I paddled to where I was close enough to the shore to stand in the water, swung my leg over the side of my boat, and moved to get out. I’m still not clear about what happened, but the next thing I knew, my boat was upside down and I was sitting in the water. A wave could have come in forcing my boat over, or more likely, I was just clumsy. My first thought, of course, as a person of modern technology, was to save my phone which was in my pocket. When I pulled my phone from my water-filled pocket, it showed the dreaded grey screen: it was dead. Cursing whatever caused my kayak to flip, I dumped the water out, strapped my phone to front of my kayak to dry out, and paddled grumpily back to the launch.
Before I continue my story, you should know that Canadice Lake is pretty isolated; being one of the water sources for the city of Rochester, no one lives on the lake and the closest house to the launch is a few miles down the road. It truly feels like the middle of nowhere.
It was about 10 pm when I began loading my kayak on my car. I had left my car running with the heat cranked because I was soaked and freezing. Once my kayak was loaded, I went to get into my car to discover that I had locked myself out of my car. With it running. In the middle of nowhere. And my phone was dead.
I stood there for a full five minutes, marveling at my own stupidity. Then I started to blame God, who I wasn’t even sure existed. After literally screaming into the windy night, I began brainstorming ways I could break into my car. I picked up the largest rock I could find and began pounding on my car’s window. It wouldn’t break. After 10 minutes, I knew I would have to start walking.
Somehow, I had lost one of my flip flops when I got tossed in the water. So, with one flip flop and my headlamp on, I began walking down a very dark road in the middle of nowhere into the night. My head was filled with stories about wildlife that have been spotted in the area: bear, coyotes, and who-knows-what. I told myself I was one with the night, I’d be fine.
After 20 minutes of walking, I heard a rustling in the woods to my right. Now, this is the part of the story people have a hard time believing. I even have a hard time believing it, and I was there when it happened. It was one of those moments where your body reacts before your mind. My heart was racing and my hair was literally standing on end when I aimed my headlamp at the noise. Staring back at me were three pairs of eyes. Those eyes belonged to something that sort of resembled a dog, but had much bigger ears: coyotes! Three of them! And they were growling at me! I’m not sure what the protocol is for what a one-shoed woman armed with only a headlamp is to do when faced with growling coyotes at night in the middle of nowhere, but I switched my headlamp to strobe-light mode, attempted to embody the ferociousness of a tiger, and began flailing my arms and screaming at the coyotes. Perhaps it was the Universe nodding in my direction, but the coyotes took off running into the woods. I began running in the opposite direction.
I ran and ran until I hit a pothole and fell. Pain warmed up my leg from my ankle, but I kept running. I ran all the way to the closest house I could find. It was almost 11 pm when I began pounding on the door of a stranger’s home.
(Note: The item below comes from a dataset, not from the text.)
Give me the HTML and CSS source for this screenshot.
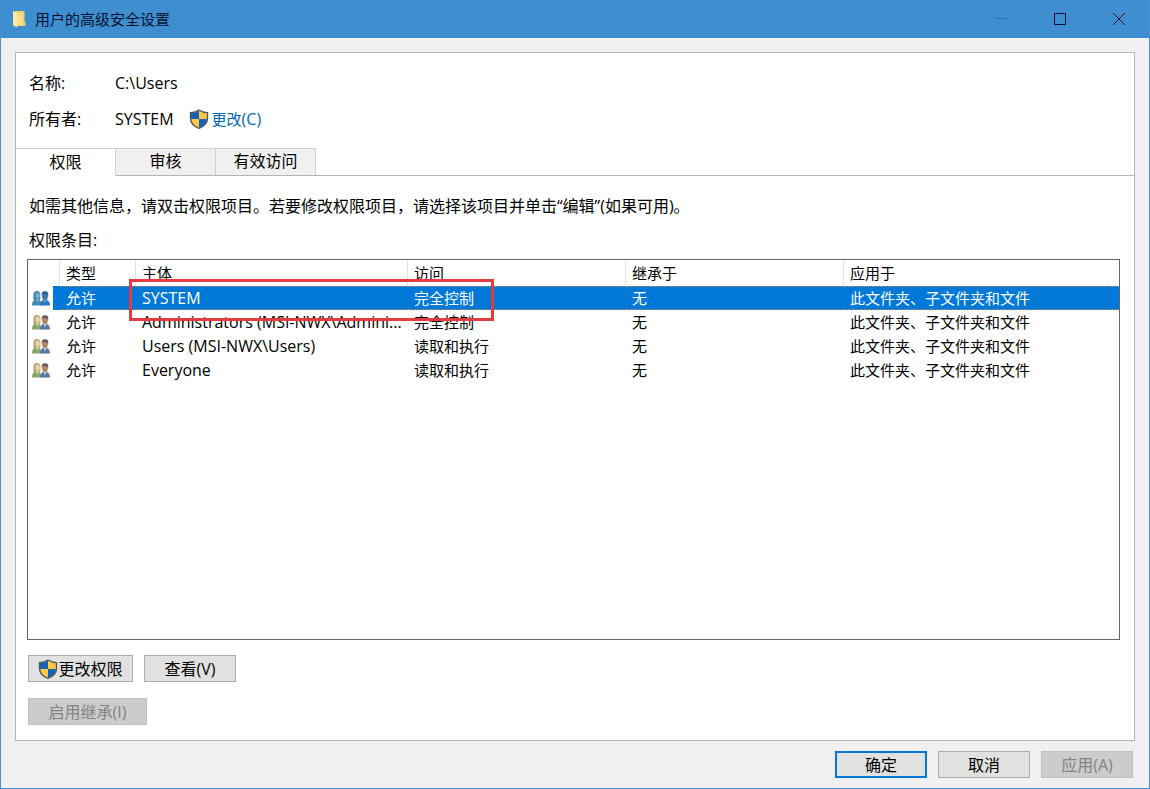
FILE: index.html
```html
<!DOCTYPE html>
<html lang="zh-CN">
<head>
    <meta charset="UTF-8">
    <meta name="viewport" content="width=device-width, initial-scale=1.0">
    <title>用户的高级安全设置</title>
    <link rel="stylesheet" href="styles.css">
</head>
<body>

    <svg class="defs" width="0" height="0" aria-hidden="true">
        <defs>
            <clipPath id="shield-clip">
                <path d="M10 1.5 C7.5 3.2 4.8 4 2 4 V9.5 C2 14 5.5 17 10 19 C14.5 17 18 14 18 9.5 V4 C15.2 4 12.5 3.2 10 1.5 Z"/>
            </clipPath>
            <symbol id="shield" viewBox="0 0 20 20">
                <g clip-path="url(#shield-clip)">
                    <path fill="#1263b8" d="M0 0h10v10H0z"/>
                    <path fill="#ffc843" d="M10 0h10v10H10z"/>
                    <path fill="#ffc843" d="M0 10h10v10H0z"/>
                    <path fill="#1263b8" d="M10 10h10v10H10z"/>
                </g>
                <path fill="none" stroke="#55595c" stroke-width="1.4" d="M10 1 C7.5 2.8 4.8 3.6 1.5 3.6 V9.5 C1.5 14.3 5.3 17.4 10 19.3 C14.7 17.4 18.5 14.3 18.5 9.5 V3.6 C15.2 3.6 12.5 2.8 10 1 Z"/>
            </symbol>
            <symbol id="group" viewBox="0 0 18 16">
                <path fill="#86a86c" d="M0 15.5 C0 11.5 1.5 9.5 5 9.5 C8 9.5 9.5 11.5 9.5 15.5 Z"/>
                <path fill="#a9a468" d="M1.5 9.5 C1.3 4 1.2 1 5 1 C8.6 1 8.6 4.5 8.2 9.5 L5 10.5 Z"/>
                <ellipse cx="5.6" cy="5.6" rx="2.3" ry="3.2" fill="#ecd3ac"/>
                <path fill="#e7d6b2" d="M4 9 h2.8 l-1.2 3.5 Z"/>
                <path fill="#557aa8" d="M8 15.5 C8 12 9.5 10 13 10 C16.5 10 18 12 18 15.5 Z"/>
                <path fill="#e3e9f0" d="M11.6 9.5 h2.8 L13 13.5 Z"/>
                <ellipse cx="13" cy="6.2" rx="2.9" ry="4" fill="#b08766"/>
                <path fill="#6b5f57" d="M9.8 6 C9.2 2.5 10.5 1.3 13 1.3 C15.8 1.3 16.8 3 16.2 6.2 C15.5 4.4 12.5 3.8 10.8 4.2 Z"/>
            </symbol>
            <symbol id="group-selected" viewBox="0 0 18 16">
                <path fill="#4389b6" d="M0 15.5 C0 11.5 1.5 9.5 5 9.5 C8 9.5 9.5 11.5 9.5 15.5 Z"/>
                <path fill="#397dac" d="M1.5 9.5 C1.3 4 1.2 1 5 1 C8.6 1 8.6 4.5 8.2 9.5 L5 10.5 Z"/>
                <ellipse cx="5.6" cy="5.6" rx="2.3" ry="3.2" fill="#79abd0"/>
                <path fill="#79b3df" d="M4 9 h2.8 l-1.2 3.5 Z"/>
                <path fill="#2677c2" d="M8 15.5 C8 12 9.5 10 13 10 C16.5 10 18 12 18 15.5 Z"/>
                <path fill="#78b4ea" d="M11.6 9.5 h2.8 L13 13.5 Z"/>
                <ellipse cx="13" cy="6.2" rx="2.9" ry="4" fill="#3e79a8"/>
                <path fill="#24618f" d="M9.8 6 C9.2 2.5 10.5 1.3 13 1.3 C15.8 1.3 16.8 3 16.2 6.2 C15.5 4.4 12.5 3.8 10.8 4.2 Z"/>
            </symbol>
        </defs>
    </svg>

    <div class="window">
        <header class="titlebar">
            <svg class="folder" viewBox="0 0 14 18" aria-hidden="true">
                <path fill="#f3ce6b" d="M3 1 H12.5 V11 L13.5 12 V16 H3 Z"/>
                <path fill="#ffe9a6" d="M1 1 L5 3 V17.5 L1 15.5 Z"/>
                <path fill="#fbdc87" d="M5 3 H11 V16 H5 Z"/>
            </svg>
            <h1>用户的高级安全设置</h1>
            <div class="window-controls">
                <button type="button" aria-label="最小化" disabled>
                    <svg viewBox="0 0 14 14"><path stroke="#2d74b3" d="M1 6.5h12"/></svg>
                </button>
                <button type="button" aria-label="最大化">
                    <svg viewBox="0 0 14 14"><path d="M1.5 1.5h11v11h-11z"/></svg>
                </button>
                <button type="button" aria-label="关闭">
                    <svg viewBox="0 0 14 14"><path d="M1 1l12 12M13 1L1 13"/></svg>
                </button>
            </div>
        </header>

        <main class="panel">
            <dl class="info">
                <dt>名称:</dt>
                <dd class="latin">C:\Users</dd>
                <dt>所有者:</dt>
                <dd>
                    <span class="latin">SYSTEM</span>
                    <a href="#" class="change"><svg class="shield"><use href="#shield"/></svg><span>更改<span class="latin">(C)</span></span></a>
                </dd>
            </dl>

            <div class="tabs" role="tablist">
                <button type="button" role="tab" aria-selected="true" class="tab active">权限</button>
                <button type="button" role="tab" aria-selected="false" class="tab">审核</button>
                <button type="button" role="tab" aria-selected="false" class="tab">有效访问</button>
            </div>

            <section class="content">
                <p>如需其他信息，请双击权限项目。若要修改权限项目，请选择该项目并单击“编辑”(如果可用)。</p>
                <p id="entries-label">权限条目:</p>

                <div class="list">
                    <table aria-labelledby="entries-label">
                        <colgroup>
                            <col class="col-icon">
                            <col class="col-type">
                            <col class="col-principal">
                            <col class="col-access">
                            <col class="col-inherited">
                            <col>
                        </colgroup>
                        <thead>
                            <tr>
                                <th></th>
                                <th>类型</th>
                                <th>主体</th>
                                <th>访问</th>
                                <th>继承于</th>
                                <th>应用于</th>
                            </tr>
                        </thead>
                        <tbody>
                            <tr class="selected">
                                <td class="icon-cell"><svg class="group"><use href="#group-selected"/></svg></td>
                                <td>允许</td>
                                <td class="latin">SYSTEM</td>
                                <td>完全控制</td>
                                <td>无</td>
                                <td>此文件夹、子文件夹和文件</td>
                            </tr>
                            <tr>
                                <td class="icon-cell"><svg class="group"><use href="#group"/></svg></td>
                                <td>允许</td>
                                <td class="latin">Administrators (MSI-NWX\Admini...</td>
                                <td>完全控制</td>
                                <td>无</td>
                                <td>此文件夹、子文件夹和文件</td>
                            </tr>
                            <tr>
                                <td class="icon-cell"><svg class="group"><use href="#group"/></svg></td>
                                <td>允许</td>
                                <td class="latin">Users (MSI-NWX\Users)</td>
                                <td>读取和执行</td>
                                <td>无</td>
                                <td>此文件夹、子文件夹和文件</td>
                            </tr>
                            <tr>
                                <td class="icon-cell"><svg class="group"><use href="#group"/></svg></td>
                                <td>允许</td>
                                <td class="latin">Everyone</td>
                                <td>读取和执行</td>
                                <td>无</td>
                                <td>此文件夹、子文件夹和文件</td>
                            </tr>
                        </tbody>
                    </table>
                    <div class="marker"></div>
                </div>

                <div class="actions">
                    <button type="button" class="btn btn-shield"><svg class="shield"><use href="#shield"/></svg>更改权限</button>
                    <button type="button" class="btn">查看(V)</button>
                </div>
                <div class="actions">
                    <button type="button" class="btn btn-wide" disabled>启用继承(I)</button>
                </div>
            </section>
        </main>

        <footer class="footer">
            <button type="button" class="btn btn-default">确定</button>
            <button type="button" class="btn">取消</button>
            <button type="button" class="btn" disabled>应用(A)</button>
        </footer>
    </div>

</body>
</html>
```

FILE: styles.css
```css
* {
    box-sizing: border-box;
}

body {
    margin: 0;
    font-family: "Open Sans", "Noto Sans CJK SC", sans-serif;
    font-size: 16px;
    line-height: 24px;
    color: #000;
}

button {
    font: inherit;
    color: inherit;
    border-radius: 0;
}

.defs {
    position: absolute;
}

.window {
    display: flex;
    flex-direction: column;
    min-height: 100vh;
    background: #f0f0f0;
    border: 1px solid #4a90d0;
    border-top: none;
}

/* title bar */
.titlebar {
    display: flex;
    align-items: center;
    height: 38px;
    padding: 0 1px 0 11px;
    background: #3f8ecf;
}

.folder {
    width: 14px;
    height: 18px;
    margin-right: 9px;
}

.titlebar h1 {
    flex: 1;
    margin: 0;
    font-size: 15px;
    font-weight: normal;
    color: #001230;
}

.window-controls {
    display: flex;
}

.window-controls button {
    display: flex;
    align-items: center;
    justify-content: center;
    width: 59px;
    height: 38px;
    padding: 0;
    border: none;
    background: none;
}

.window-controls svg {
    width: 14px;
    height: 14px;
    fill: none;
    stroke: #001230;
}

/* main panel */
.panel {
    display: flex;
    flex-direction: column;
    flex: 1;
    margin: 14px 14px 0;
    background: #fff;
    border: 1px solid #b4b4b4;
}

.info {
    display: grid;
    grid-template-columns: 86px 1fr;
    row-gap: 12px;
    margin: 0;
    padding: 18px 13px 17px;
}

.info dd {
    display: flex;
    align-items: center;
    gap: 15px;
    margin: 0;
    font-size: 15px;
}

.info .latin,
td.latin {
    font-size: 16px;
}

.change {
    display: flex;
    align-items: center;
    gap: 3px;
    color: #0066b4;
    text-decoration: none;
}

.shield {
    width: 20px;
    height: 20px;
}

.tabs {
    display: flex;
    height: 28px;
    border-bottom: 1px solid #b4b4b4;
}

.tab {
    width: 100px;
    height: 28px;
    padding: 0 0 2px;
    background: #f0f0f0;
    border: 1px solid #d0d0d0;
    border-left: none;
    border-bottom-color: #b4b4b4;
}

.tab.active {
    padding: 0;
    background: #fff;
    border-bottom-color: #fff;
}

.content {
    display: flex;
    flex-direction: column;
    flex: 1;
    padding: 14px 14px 15px 11px;
}

.content p {
    margin: 4px 2px 6px;
}

/* permission entries */
.list {
    position: relative;
    flex: 1;
    margin: 1px 0 15px;
    border: 1px solid #646464;
}

table {
    width: 100%;
    table-layout: fixed;
    border-collapse: separate;
    border-spacing: 0;
    font-size: 15px;
}

.col-icon {
    width: 32px;
}

.col-type {
    width: 76px;
}

.col-principal {
    width: 272px;
}

.col-access,
.col-inherited {
    width: 218px;
}

th,
td {
    height: 24px;
    padding: 0 6px;
    font-weight: normal;
    line-height: 24px;
    text-align: left;
    white-space: nowrap;
}

th {
    height: 26px;
    border-right: 1px solid #e2e2e2;
}

th:last-child {
    border-right: none;
}

td.icon-cell {
    padding: 0 0 0 4px;
}

.group {
    display: block;
    width: 18px;
    height: 16px;
}

.selected td {
    line-height: 22px;
    color: #fff;
    background: #0078d7;
    border-top: 1px dotted #b98a5c;
    border-bottom: 1px dotted #b98a5c;
}

.selected td.icon-cell {
    background: linear-gradient(to right, #fff 25px, #0078d7 25px);
    border: none;
}

/* red frame around the selected principal */
.marker {
    position: absolute;
    top: 19px;
    left: 101px;
    width: 365px;
    height: 42px;
    border: 3px solid #e23c41;
}

/* buttons */
.actions {
    display: flex;
    gap: 11px;
    margin-left: 1px;
}

.actions + .actions {
    margin-top: 16px;
}

.btn {
    width: 92px;
    height: 27px;
    padding: 0;
    line-height: 24px;
    background: #e1e1e1;
    border: 1px solid #adadad;
}

.btn:disabled {
    color: #838383;
    background: #ccc;
    border-color: #bfbfbf;
}

.btn-shield {
    display: flex;
    align-items: center;
    justify-content: center;
    width: 105px;
}

.btn-wide {
    width: 119px;
}

.btn-default {
    border: 2px solid #0078d7;
}

.footer {
    display: flex;
    justify-content: flex-end;
    gap: 11px;
    padding: 10px 16px;
}
```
An elderly man answered the door. I can only imagine what he thought as I explained what had happened and that I needed help. His response? “I can’t believe you came all this way this time of night. There are dangerous things out there! Just last week, three coyotes cornered my wife in the yard.” I told him I was pretty sure I had met those coyotes.
Thankfully — gratefully — this kind couple took care of me. The woman drove me to my car and waited with me until the police came to unlock my car door. That sweet, old couple restored my faith in the kindness of strangers.
It wasn’t until I got home that I realized I had done some major damage to my ankle. Turned out I had a Grade III ankle sprain and would be spending a lot of time on the couch. A Smack Down from the Universe, straight to me.
I spent those weeks healing to take the time to leave a job that was draining me. I spent hours working on my photography, drawing, painting, and creating. I didn’t know it at the time, but really, instead of being smacked down, the Universe had provided me with the opportunity to re-evaluate the direction my life was headed. I was forced to look at the areas of my life that led me decide it would be a good idea to do a solo paddle at night in the middle of nowhere in an act of indifferent self-destruction. My first ankle sprain and the events that led to that injury were truly a wake-up call to change the passivity with which I was engaging life into actively creating the life I truly wanted to be living.
That was a little over two years ago. I am still working towards creating a life I love. With this more recent injury, the same theme has presented itself. I won’t lie – I spent a few days grumbling about how unfair it was that I was forced to change my plans and slow down. But it has provided me the opportunity to sit down and finally move towards my life-long dream of writing.
Throughout my life, I have learned that it is not our experiences that define us. It is how we respond to those experiences that will pave the way to the next experience and so on. I am almost certain that had I not been provided with a Universal Smack Down, I may have never taken the opportunity to examine the place I was in two and a half years ago. And if I had not sprained my ankle 2 weeks ago, this story would not have found its way onto the page. The quality of the lives we live is all about what we are doing to actively create and engage with the life we have. And sometimes, the Universe comes along and smacks us down so that we can reflect on those experiences and make sure we are headed in right direction.